The Avengers (Season 5, Episode 1: From Venus with Love): investigating the life and death-giving capabilities of futuristic technologies

 Robert Day, “The Avengers (Season 5, Episode 1: From Venus with Love)” (1967)

This season of the famous British TV show features several episodes with science fiction themes and elements and “From Venus with Love” plays on familiar SF tropes: laser beams as death rays, UFOs and alien invasions from outer space. Investigating a series of mysterious deaths of amateur astronomers, our intrepid friends Steed (Patrick Macnee) and Peel (Diana Rigg) discover they are members of the British Venusian Society, headed by one Venus Brown (Barbara Shelley).

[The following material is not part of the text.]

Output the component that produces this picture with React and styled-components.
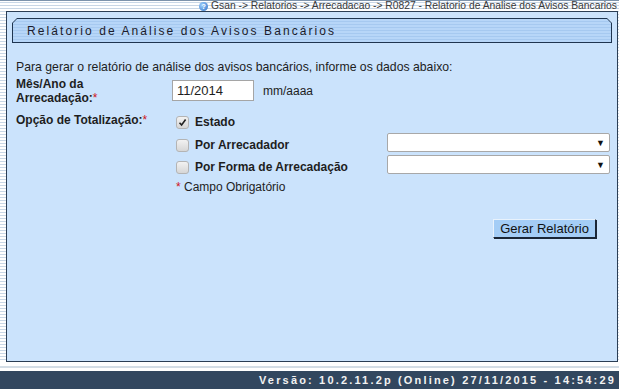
import React from "react";
import styled, { createGlobalStyle } from "styled-components";

const GlobalStyle = createGlobalStyle`
  html, body {
    margin: 0;
    padding: 0;
  }
  body {
    font-family: "Liberation Sans", Arial, sans-serif;
    background: #fff;
  }
`;

const Page = styled.div`
  width: 619px;
  height: 389px;
  display: flex;
  flex-direction: column;
  overflow: hidden;
  background: repeating-linear-gradient(
    to bottom,
    #ffffff 0px,
    #ffffff 2px,
    #c9d7e6 2px,
    #c9d7e6 3px
  );
`;

const TopBar = styled.div`
  height: 11px;
  display: flex;
  justify-content: flex-end;
  align-items: center;
  padding-right: 2px;
  gap: 3px;
  border-top: 1px solid #7d93ab;
  box-sizing: border-box;
`;

const Crumb = styled.span`
  font-size: 10.3px;
  line-height: 10px;
  color: #3a3a3a;
  white-space: nowrap;
`;

const HelpIcon = styled.span`
  width: 9px;
  height: 9px;
  border-radius: 50%;
  background: radial-gradient(circle at 35% 35%, #9fd0ff, #2b6fc4);
  color: #fff;
  font-size: 7px;
  font-weight: bold;
  line-height: 9px;
  text-align: center;
`;

const Main = styled.div`
  flex: 1;
  display: flex;
  padding: 0 1px 0 6px;
`;

const Panel = styled.section`
  flex: 1;
  background: #cbe3fc;
  border: 1px solid #2b3e55;
  padding: 6px 5px 0 5px;
  display: flex;
  flex-direction: column;
`;

const TitleFrame = styled.div`
  width: 600px;
  height: 25px;
  background: #1f3550;
  clip-path: polygon(5px 0, 595px 0, 600px 5px, 600px 100%, 0 100%, 0 5px);
  padding: 1px;
  box-sizing: border-box;
`;

const TitleInner = styled.div`
  height: 100%;
  clip-path: polygon(4px 0, 594px 0, 598px 4px, 598px 100%, 0 100%, 0 4px);
  background: repeating-linear-gradient(
    to bottom,
    #b7d6f8 0px,
    #b7d6f8 2px,
    #a6c9f0 2px,
    #a6c9f0 3px
  );
  display: flex;
  align-items: center;
  padding-left: 14px;
  font-size: 12px;
  letter-spacing: 2.08px;
  color: #1b1b2a;
`;

const Body = styled.div`
  padding: 17px 0 0 4px;
  font-size: 12.25px;
  color: #1e1e1e;
`;

const Intro = styled.p`
  margin: 0 0 3px 0;
  line-height: 14px;
`;

const Grid = styled.div`
  display: grid;
  grid-template-columns: 156px 1fr;
  align-items: start;
`;

const Label = styled.div`
  font-weight: bold;
  font-size: 12px;
  line-height: 14px;
  padding-top: ${(p) => p.$pt || 0}px;
`;

const Req = styled.span`
  color: #d0141a;
  font-weight: normal;
`;

const Row = styled.div`
  display: flex;
  align-items: center;
  gap: 9px;
`;

const TextInput = styled.div`
  width: 82px;
  height: 21px;
  box-sizing: border-box;
  background: #fff;
  border: 1px solid #a5a5a5;
  font-size: 13px;
  line-height: 19px;
  padding-left: 4px;
  margin-top: 3px;
`;

const Hint = styled.span`
  font-size: 12px;
  margin-top: 3px;
`;

const Options = styled.div`
  display: flex;
  flex-direction: column;
  padding-left: 4px;
  margin-top: 5px;
`;

const OptionRow = styled.div`
  display: flex;
  align-items: center;
  height: ${(p) => p.$h}px;
`;

const Check = styled.span`
  width: 13px;
  height: 13px;
  box-sizing: border-box;
  border: 1px solid #b4b4b4;
  border-radius: 3px;
  background: linear-gradient(#f2f2f2, #d6d6d6);
  display: flex;
  align-items: center;
  justify-content: center;
`;

const OptionLabel = styled.span`
  font-weight: bold;
  font-size: 12px;
  margin-left: 6px;
  width: 192px;
`;

const Select = styled.div`
  width: 223px;
  height: 19px;
  box-sizing: border-box;
  background: #fff;
  border: 1px solid #a8a8a8;
  border-radius: 2px;
  display: flex;
  justify-content: flex-end;
  align-items: center;
  padding-right: 4px;
  margin-bottom: 5px;
  font-size: 9px;
  color: #111;
`;

const Note = styled.div`
  font-size: 12px;
  margin-top: 2px;
`;

const Actions = styled.div`
  display: flex;
  justify-content: flex-end;
  padding-right: 16px;
  margin-top: 25px;
`;

const Button = styled.button`
  font-family: "Liberation Sans", Arial, sans-serif;
  font-size: 13px;
  color: #111;
  background: #a4cdf6;
  border: 1px solid #1a2636;
  border-top-color: #e8f2fc;
  border-left-color: #e8f2fc;
  box-shadow: 1px 1px 0 #1a2636;
  height: 19px;
  padding: 0 6px;
  line-height: 16px;
`;

const Gap = styled.div`
  height: 9px;
  background: linear-gradient(
    to bottom,
    #ffffff 0px,
    #ffffff 4px,
    #d3dde6 4px,
    #d3dde6 6px,
    #ffffff 6px
  );
`;

const Footer = styled.footer`
  height: 18px;
  background: #32475f;
  display: flex;
  justify-content: flex-end;
  align-items: center;
  padding-right: 3px;
  color: #f2f2f2;
  font-weight: bold;
  font-size: 11px;
  letter-spacing: 2.17px;
`;

const CheckMark = () => (
  <svg width="9" height="9" viewBox="0 0 9 9">
    <path d="M1.5 4.8 L3.6 7 L7.6 1.6" stroke="#222" strokeWidth="1.6" fill="none" />
  </svg>
);

export default function App() {
  return (
    <>
      <GlobalStyle />
      <Page>
        <TopBar>
          <HelpIcon>?</HelpIcon>
          <Crumb>
            Gsan -&gt; Relatorios -&gt; Arrecadacao -&gt; R0827 - Relatorio de Analise dos Avisos Bancarios
          </Crumb>
        </TopBar>
        <Main>
          <Panel>
            <TitleFrame>
              <TitleInner>Relátorio de Análise dos Avisos Bancários</TitleInner>
            </TitleFrame>
            <Body>
              <Intro>
                Para gerar o relatório de análise dos avisos bancários, informe os dados abaixo:
              </Intro>
              <Grid>
                <Label>
                  Mês/Ano da
                  <br />
                  Arrecadação:<Req>*</Req>
                </Label>
                <Row>
                  <TextInput>11/2014</TextInput>
                  <Hint>mm/aaaa</Hint>
                </Row>
                <Label $pt={8}>
                  Opção de Totalização:<Req>*</Req>
                </Label>
                <Options>
                  <OptionRow $h={24}>
                    <Check>
                      <CheckMark />
                    </Check>
                    <OptionLabel>Estado</OptionLabel>
                  </OptionRow>
                  <OptionRow $h={22}>
                    <Check />
                    <OptionLabel>Por Arrecadador</OptionLabel>
                    <Select>▼</Select>
                  </OptionRow>
                  <OptionRow $h={22}>
                    <Check />
                    <OptionLabel>Por Forma de Arrecadação</OptionLabel>
                    <Select>▼</Select>
                  </OptionRow>
                  <Note>
                    <Req>*</Req> Campo Obrigatório
                  </Note>
                </Options>
              </Grid>
              <Actions>
                <Button>Gerar Relatório</Button>
              </Actions>
            </Body>
          </Panel>
        </Main>
        <Gap />
        <Footer>Versão: 10.2.11.2p (Online) 27/11/2015 - 14:54:29</Footer>
      </Page>
    </>
  );
}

The agents follow a number of leads, some of which are dead-ends, and interview a fair few eccentric gentlemen associated with the society.

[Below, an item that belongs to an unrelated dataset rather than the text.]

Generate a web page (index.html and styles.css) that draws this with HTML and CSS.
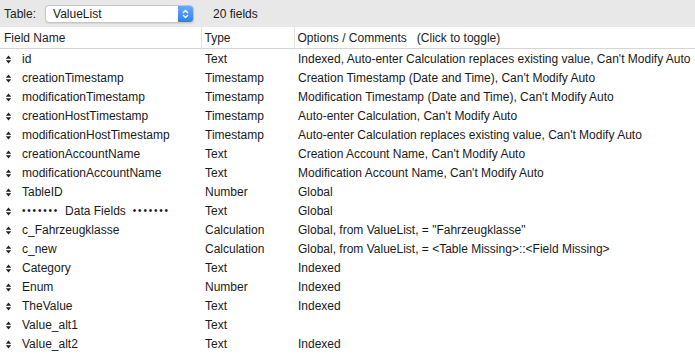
FILE: index.html
```html
<!DOCTYPE html>
<html>
<head>
<meta charset="UTF-8">
<title>Fields</title>
<link rel="stylesheet" href="styles.css">
</head>
<body>
<div class="toolbar">
  <span class="label">Table:</span>
  <div class="popup">
    <span class="popup-text">ValueList</span>
    <span class="stepper">
      <svg width="7" height="10" viewBox="0 0 7 10"><path d="M1 4 L3.5 1.5 L6 4 M1 6 L3.5 8.5 L6 6" fill="none" stroke="#fff" stroke-width="1.3"/></svg>
    </span>
  </div>
  <span class="count">20 fields</span>
</div>
<table class="fields">
  <thead>
    <tr>
      <th class="c-name">Field Name</th>
      <th class="c-type">Type</th>
      <th class="c-opt">Options / Comments&nbsp;&nbsp;&nbsp;(Click to toggle)</th>
    </tr>
  </thead>
  <tbody id="rows"></tbody>
</table>
<script>
  var dots = "<span class='dots'>\u2022\u2022\u2022\u2022\u2022\u2022\u2022</span>";
  var fields = [
    ["id", "Text", "Indexed, Auto-enter Calculation replaces existing value, Can't Modify Auto"],
    ["creationTimestamp", "Timestamp", "Creation Timestamp (Date and Time), Can't Modify Auto"],
    ["modificationTimestamp", "Timestamp", "Modification Timestamp (Date and Time), Can't Modify Auto"],
    ["creationHostTimestamp", "Timestamp", "Auto-enter Calculation, Can't Modify Auto"],
    ["modificationHostTimestamp", "Timestamp", "Auto-enter Calculation replaces existing value, Can't Modify Auto"],
    ["creationAccountName", "Text", "Creation Account Name, Can't Modify Auto"],
    ["modificationAccountName", "Text", "Modification Account Name, Can't Modify Auto"],
    ["TableID", "Number", "Global"],
    [null, "Text", "Global"],
    ["c_Fahrzeugklasse", "Calculation", "Global, from ValueList, = \"Fahrzeugklasse\""],
    ["c_new", "Calculation", "Global, from ValueList, = <Table Missing>::<Field Missing>"],
    ["Category", "Text", "Indexed"],
    ["Enum", "Number", "Indexed"],
    ["TheValue", "Text", "Indexed"],
    ["Value_alt1", "Text", ""],
    ["Value_alt2", "Text", "Indexed"]
  ];
  function esc(s) {
    return s.replace(/&/g, "&amp;").replace(/</g, "&lt;").replace(/>/g, "&gt;");
  }
  var arrows = '<svg class="grip" width="7" height="9" viewBox="0 0 7 9"><path d="M3.5 0.5 L6.2 3.7 L0.8 3.7 Z M3.5 8.5 L6.2 5.3 L0.8 5.3 Z" fill="#222"/></svg>';
  var out = "";
  for (var i = 0; i < fields.length; i++) {
    var f = fields[i];
    var name = f[0] === null ? dots + "<span class='sep'>Data Fields</span>" + dots : esc(f[0]);
    out += "<tr><td class='c-name'>" + arrows + "<span class='name'>" + name + "</span></td>"
      + "<td class='c-type'>" + f[1] + "</td>"
      + "<td class='c-opt'>" + esc(f[2]) + "</td></tr>";
  }
  document.getElementById("rows").innerHTML = out;
</script>
</body>
</html>
```

FILE: styles.css
```css
body {
  margin: 0;
  width: 695px;
  height: 354px;
  overflow: hidden;
  font-family: "Liberation Sans", Arial, sans-serif;
  font-size: 12px;
  color: #1a1a1a;
  background: #fff;
}
.toolbar {
  height: 27px;
  background: #e8e8e8;
  display: flex;
  align-items: center;
  padding-left: 4px;
}
.label {
  color: #222;
}
.popup {
  margin-left: 9px;
  width: 149px;
  height: 18px;
  background: #fff;
  border: 1px solid #c4c4c4;
  border-radius: 4px;
  display: flex;
  align-items: center;
  box-sizing: border-box;
  justify-content: space-between;
  box-shadow: 0 1px 1px rgba(0,0,0,0.08);
}
.popup-text {
  padding-left: 7px;
}
.stepper {
  width: 15px;
  height: 16px;
  background: linear-gradient(#6aa9f7, #2f7ff0);
  border-radius: 0 3px 3px 0;
  display: flex;
  align-items: center;
  justify-content: center;
}
.count {
  margin-left: 19px;
}
table.fields {
  border-collapse: collapse;
  border-spacing: 0;
  width: 695px;
}
th {
  font-weight: normal;
  text-align: left;
  height: 21px;
  padding: 0;
  color: #222;
  border-bottom: 1px solid #d5d5d5;
}
th.c-name {
  padding-left: 4px;
}
th.c-type, th.c-opt {
  border-left: 1px solid #e2e2e2;
  padding-left: 3px;
}
td {
  height: 19px;
  padding: 0;
  white-space: nowrap;
}
td.c-name {
  width: 197px;
  padding-left: 4px;
}
td.c-type {
  width: 89px;
  padding-left: 4px;
}
td.c-opt {
  padding-left: 4px;
}
.grip {
  vertical-align: -1px;
  margin-left: 1px;
}
.name {
  margin-left: 10px;
}
.dots {
  font-size: 10px;
  letter-spacing: 1.8px;
  vertical-align: 1px;
}
.sep {
  margin: 0 7px 0 6px;
}
```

The episode establishes a narrative for the rest of the season to follow: a series of strange murders in which the modus operandi is the same if rather contrived, which Steed and Peel investigate, usually independently of each other. The two find themselves following the same lead which turns out not to be the obvious: in this case, the British Venusian Society, which the episode teasingly insinuates might be responsible for the deaths, is the innocent party. Fortunately Steed and Peel use their wits and their verbal wit, along with a bit of brawn, to outwit the villain (Jeremy Lloyd) who is not so harmless as he at first appears.

One of the more fun and inventive episodes in the season, “From Venus with Love” does a fair job of interrogating the possibilites of laser technology as a dispenser of death  as well as healer: the murderer works in the medical profession. It’s silly and far-fetched, and the episode doesn’t explain why the murder victims have to be covered in white talcum powder (actually, they’re just meant to be blanched of colour by the laser but the budget didn’t extend towards more sophisticated special effects) but most of the science looks passable if not totally plausible. Viewers have to fill in plot holes with their own imaginations. A humorous scene featuring Jon Pertwee as a retired army officer dictating his memoirs into a tape recorder and recording the appropriate sound effects sets up a potential McGuffin with Ms Brown, who visits him to request more money to support the BVS; the army officer refuses unless he’s allowed to see the society’s accounts as he suspects the money isn’t being used wisely. The viewers are led to believe the BVS might be killing off its members if it can’t shake them down.

The acting is good if rather arch and the action takes place in a rather closed and idealised world of Britain where everyone is upper class and appears unfailingly polite and co-operative, superficially at least. Of course the reality is that such civility masks a very real and sinister malevolence, made all the more so by the extreme contrast between genteel civility at one end of the spectrum of human behaviour and genuine sadism and brutality at the other. Films and even TV shows like “The Avengers” give but just a sanitised peep-hole into the violent and brutal world of real-life corporate espionage.